IP Security (IPsec) protocols provide security services such as encrypting sensitive data, authentication, protection against replay, and data confidentiality for IP packets. Encapsulating Security Payload (ESP), and Authentication Header (AH) are the two IPsec security protocols used to provide these security services.

In IPsec tunnel mode, the entire original IP packet is protected by IPsec. The original IP packet is wrapped and encrypted, and a new IP header is added before transmitting the packet through the VPN tunnel. For more information about configuring IPsec tunnels on Citrix SD-WAN appliances, see IPsec Tunnel Termination.

To view IPsec Tunnel statistics, navigate to Reporting > statistics > IPsec Tunnels tab.

You can view the following metrics:

  • Tunnel Name: The tunnel name.
  • Tunnel State: IPsec tunnel state.
  • MTU: Maximum transmission unit—size of the largest IP datagram that can be transferred through a specific link.
  • Packet Received: Number of packets received.
  • Packets Sent: Number of packets Sent.
  • Packet Dropped: Number of packets dropped, because of network congestion.
  • Bytes Dropped: Number of bytes dropped.
  • Expand/Collapse: You can expand or collapse the data as needed.

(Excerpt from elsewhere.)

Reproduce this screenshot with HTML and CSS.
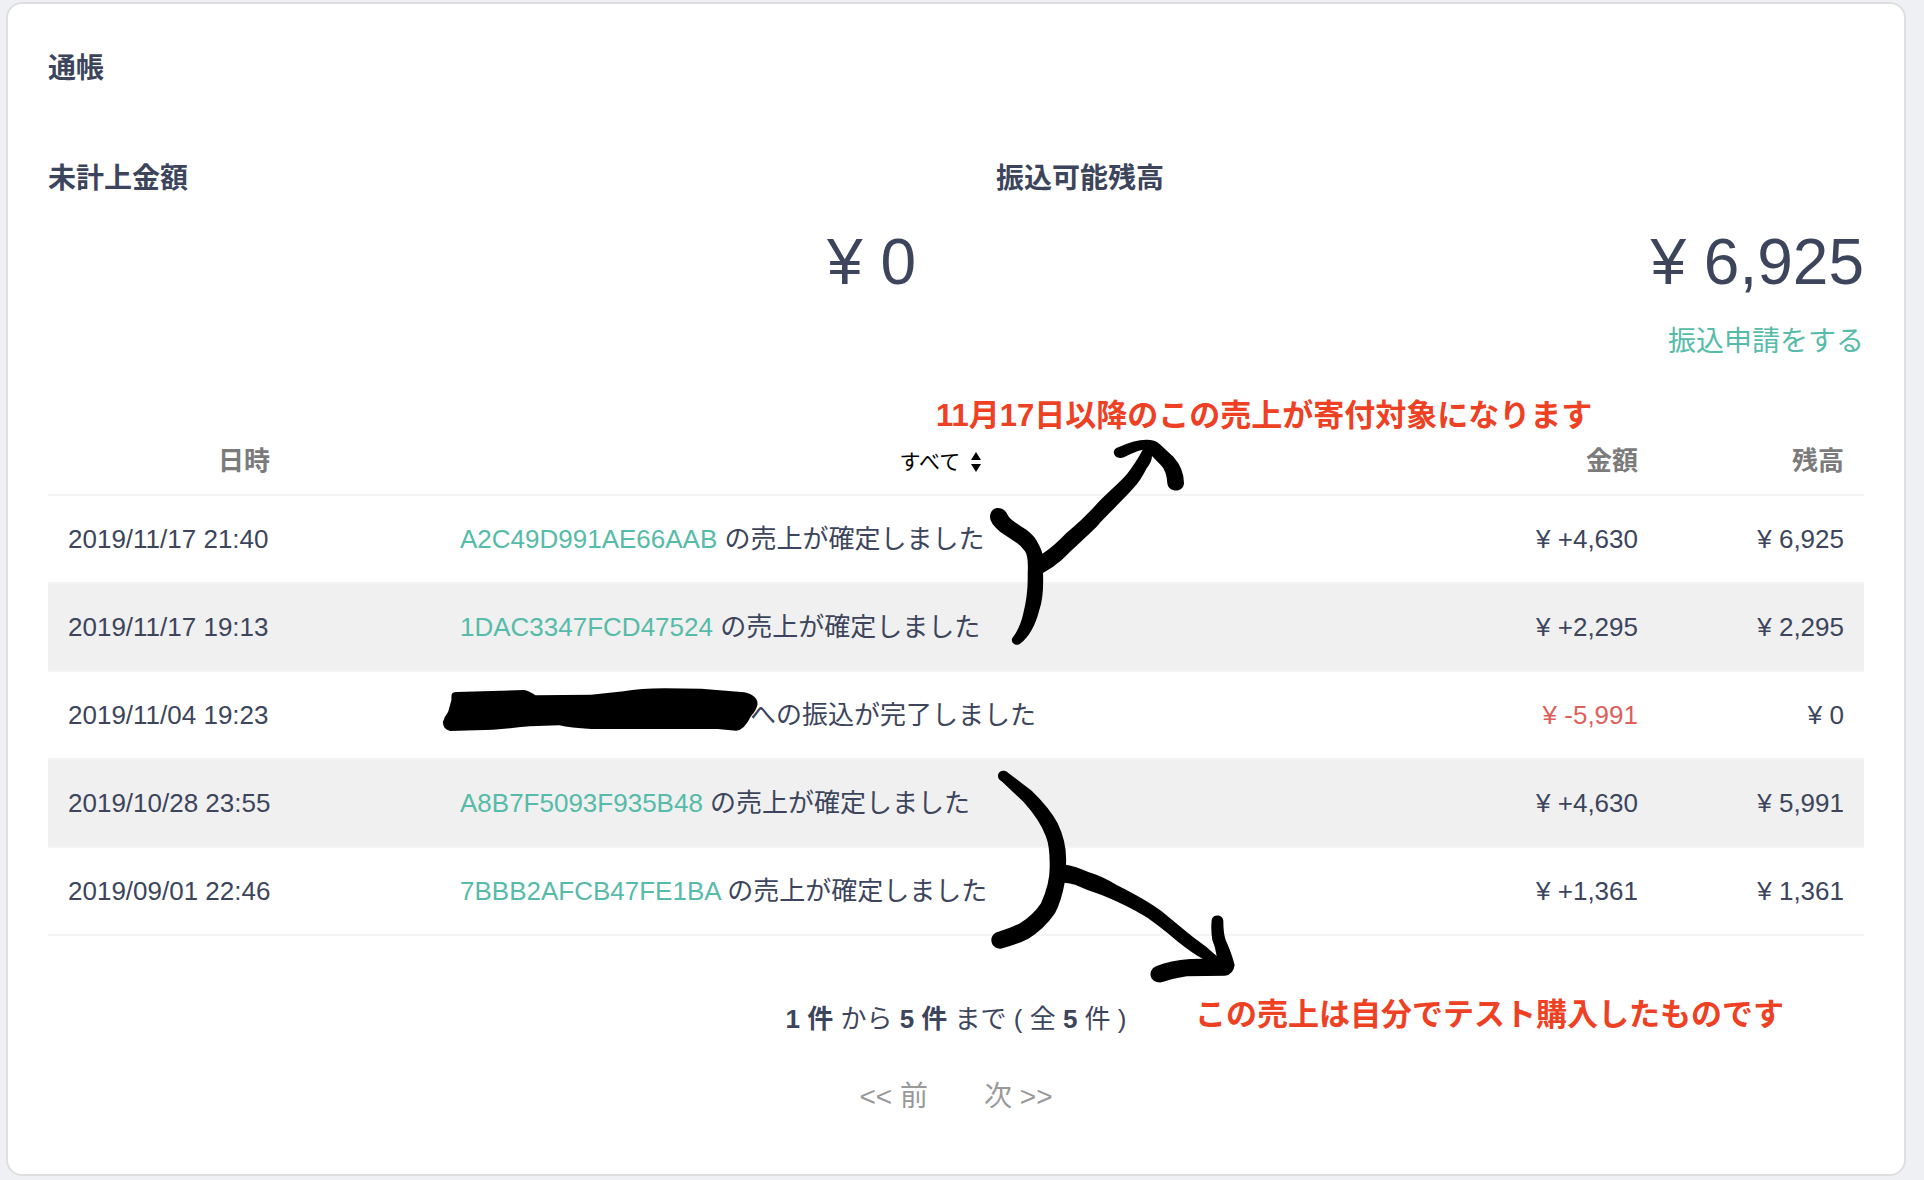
FILE: index.html
```html
<!DOCTYPE html>
<html lang="ja">
<head>
<meta charset="utf-8">
<title>通帳</title>
<link rel="stylesheet" href="styles.css">
</head>
<body>
<main class="card">
  <h1 class="heading">通帳</h1>

  <div class="balances">
    <section class="balance">
      <h2 class="heading">未計上金額</h2>
      <p class="amount">¥ 0</p>
    </section>
    <section class="balance">
      <h2 class="heading">振込可能残高</h2>
      <p class="amount">¥ 6,925</p>
      <a class="transfer" href="#transfer">振込申請をする</a>
    </section>
  </div>

  <table class="ledger">
    <colgroup>
      <col class="col-date"><col><col class="col-amount"><col class="col-balance">
    </colgroup>
    <thead>
      <tr>
        <th scope="col">日時</th>
        <th scope="col">
          <span class="filter">
            <select class="filter-select" aria-label="種別">
              <option>すべて</option>
            </select>
            <svg class="filter-arrows" viewBox="0 0 10 20" aria-hidden="true"><path d="M5 0 10 8H0zM0 12h10L5 20z"/></svg>
          </span>
        </th>
        <th scope="col" class="num">金額</th>
        <th scope="col" class="num">残高</th>
      </tr>
    </thead>
    <tbody>
      <tr>
        <td>2019/11/17 21:40</td>
        <td><a href="#A2C49D991AE66AAB">A2C49D991AE66AAB</a> の売上が確定しました</td>
        <td class="num">¥ +4,630</td>
        <td class="num">¥ 6,925</td>
      </tr>
      <tr>
        <td>2019/11/17 19:13</td>
        <td><a href="#1DAC3347FCD47524">1DAC3347FCD47524</a> の売上が確定しました</td>
        <td class="num">¥ +2,295</td>
        <td class="num">¥ 2,295</td>
      </tr>
      <tr>
        <td>2019/11/04 19:23</td>
        <td class="masked"><span class="mask-space"></span>への振込が完了しました
          <svg class="mask" viewBox="50 81 784 138" preserveAspectRatio="none" aria-hidden="true"><path d="M78 108Q78 96 90 96L255 90Q268 92 284 106L420 104Q460 100 500 94Q540 85 600 85L690 86L795 97Q828 106 828 132Q826 150 812 168Q795 212 775 212L730 207H420Q370 204 342 196L270 199Q220 205 180 209L75 213Q57 208 57 186Q62 168 70 155L78 120Z"/></svg>
        </td>
        <td class="num minus">¥ -5,991</td>
        <td class="num">¥ 0</td>
      </tr>
      <tr>
        <td>2019/10/28 23:55</td>
        <td><a href="#A8B7F5093F935B48">A8B7F5093F935B48</a> の売上が確定しました</td>
        <td class="num">¥ +4,630</td>
        <td class="num">¥ 5,991</td>
      </tr>
      <tr>
        <td>2019/09/01 22:46</td>
        <td><a href="#7BBB2AFCB47FE1BA">7BBB2AFCB47FE1BA</a> の売上が確定しました</td>
        <td class="num">¥ +1,361</td>
        <td class="num">¥ 1,361</td>
      </tr>
    </tbody>
  </table>

  <p class="summary"><b>1 件</b> から <b>5 件</b> まで ( 全 <b>5</b> 件 )</p>
  <nav class="pager" aria-label="ページ">
    <a href="#prev">&lt;&lt; 前</a>
    <a href="#next">次 &gt;&gt;</a>
  </nav>

  <p class="note note-sales">11月17日以降のこの売上が寄付対象になります</p>
  <p class="note note-test">この売上は自分でテスト購入したものです</p>
  <svg class="mark mark-sales" viewBox="378 168 600 636" aria-hidden="true"><path d="M390 412C390 376 432 376 443 405C455 430 510 445 530 482Q545 508 547 521Q580 500 620 458C660 425 690 395 715 367C750 330 790 300 810 270Q835 235 848 209Q815 218 792 232C762 243 750 208 775 202Q820 180 860 179Q885 179 898 191L940 230Q972 265 972 310C970 340 925 338 922 310Q920 275 905 258L876 228Q876 245 860 265Q840 305 820 325C780 370 740 405 710 440C680 470 640 505 605 540Q580 562 549 579Q552 650 538 690Q520 760 482 790C468 802 450 788 457 774Q480 745 490 700Q505 640 503 580Q506 530 495 514Q482 495 465 485L420 455Q390 430 390 412Z"/></svg>
  <svg class="mark mark-test" viewBox="84 84 750 654" aria-hidden="true"><path d="M114 108C114 92 134 88 144 98L215 152Q270 205 293 250Q322 310 318 374Q345 378 385 396Q430 410 470 435Q560 480 605 514Q660 560 700 592Q740 620 770 648Q766 620 757 600Q752 570 755 540C758 522 788 522 790 542Q790 580 797 600Q815 640 824 675Q820 704 795 707L680 709Q640 715 605 727C565 730 562 688 590 678Q630 662 690 657L728 656Q700 642 650 602Q600 560 560 532Q500 495 425 465Q380 450 345 434Q330 429 314 428Q305 480 285 520Q250 570 205 596Q170 614 122 626C88 626 84 582 115 575Q150 565 180 550Q220 525 243 490Q270 430 269 380Q270 320 258 290Q240 240 190 185L125 124Q114 118 114 108Z"/></svg>
</main>
</body>
</html>
```
FILE: styles.css
```css
* {
  box-sizing: border-box;
}

body {
  margin: 0;
  padding: 2px 18px 4px 6px;
  background: #eff0f4;
  color: #3c455c;
  font-family: "Liberation Sans", "Noto Sans CJK JP", sans-serif;
  font-size: 26px;
  line-height: 40px;
}

a {
  color: #56bba8;
  text-decoration: none;
}

h1,
h2,
p {
  margin: 0;
}

.card {
  position: relative;
  padding: 42px 40px 57px;
  border: 2px solid #dddedd;
  border-radius: 16px;
  background: #fff;
}

.heading {
  font-size: 28px;
  line-height: 46px;
}

.balances {
  display: grid;
  grid-template-columns: 1fr 1fr;
  column-gap: 80px;
  margin-top: 64px;
}

.balance {
  display: flex;
  flex-direction: column;
}

.amount {
  margin-top: 20px;
  font-size: 64px;
  line-height: 80px;
  text-align: right;
}

.transfer {
  align-self: flex-end;
  margin-top: 20px;
  font-size: 28px;
}

/* Ledger */
.ledger {
  width: 100%;
  margin-top: 64px;
  border-collapse: separate;
  border-spacing: 0;
  table-layout: fixed;
}

.col-date {
  width: 392px;
}

.col-amount {
  width: 218px;
}

.col-balance {
  width: 206px;
}

.ledger th,
.ledger td {
  padding: 0 20px;
  border-bottom: 2px solid #f4f4f4;
  white-space: nowrap;
}

.ledger th {
  height: 70px;
  padding-top: 2px;
  color: #7b7b7b;
}

.ledger td {
  height: 88px;
}

.ledger .num {
  text-align: right;
}

.ledger tbody tr:nth-child(even) {
  background: #f0f0f0;
}

.ledger .minus {
  color: #dd605b;
}

.filter {
  display: inline-flex;
  align-items: center;
  gap: 8px;
  vertical-align: middle;
}

.filter-select {
  padding: 0;
  border: 0;
  appearance: none;
  background: none;
  color: #000;
  font: 21px/40px "Liberation Sans", "Noto Sans CJK JP", sans-serif;
}

.filter-arrows {
  width: 10px;
  height: 20px;
}

.masked {
  position: relative;
}

.mask-space {
  display: inline-block;
  width: 290px;
}

.mask {
  position: absolute;
  top: 15px;
  left: 0;
  width: 320px;
  height: 46px;
}

/* Paging */
.summary {
  margin-top: 63px;
  text-align: center;
}

.pager {
  display: flex;
  justify-content: center;
  gap: 56px;
  margin-top: 38px;
  font-size: 28px;
}

.pager a {
  color: #999;
}

/* Handwritten marks and notes over the ledger */
.note {
  position: absolute;
  color: #ee4023;
  font-size: 31px;
  font-weight: bold;
  white-space: nowrap;
}

.note-sales {
  top: 392px;
  left: 928px;
}

.note-test {
  top: 991px;
  left: 1187px;
}

.mark {
  position: absolute;
}

.mark-sales {
  top: 432px;
  left: 978px;
  width: 200px;
  height: 212px;
}

.mark-test {
  top: 764px;
  left: 980px;
  width: 250px;
  height: 218px;
}
```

You can also get the following statistics information under Troubleshooting > Statistics:

  • ARP
  • Routes
  • Observed Protocols
  • Application
  • Rules

Flows

The Flows feature provides unidirectional flow information related to a particular session going through the appliance. This provides information on the destination service type the flow is falling into and also the information related to the rule and class type and also the transmission mode.

Flows

Firewall connections

The Firewall connections provide state of the connection related to a particular session based on the firewall action configured. Firewall connetions also provide complete details about source and destination of the connection.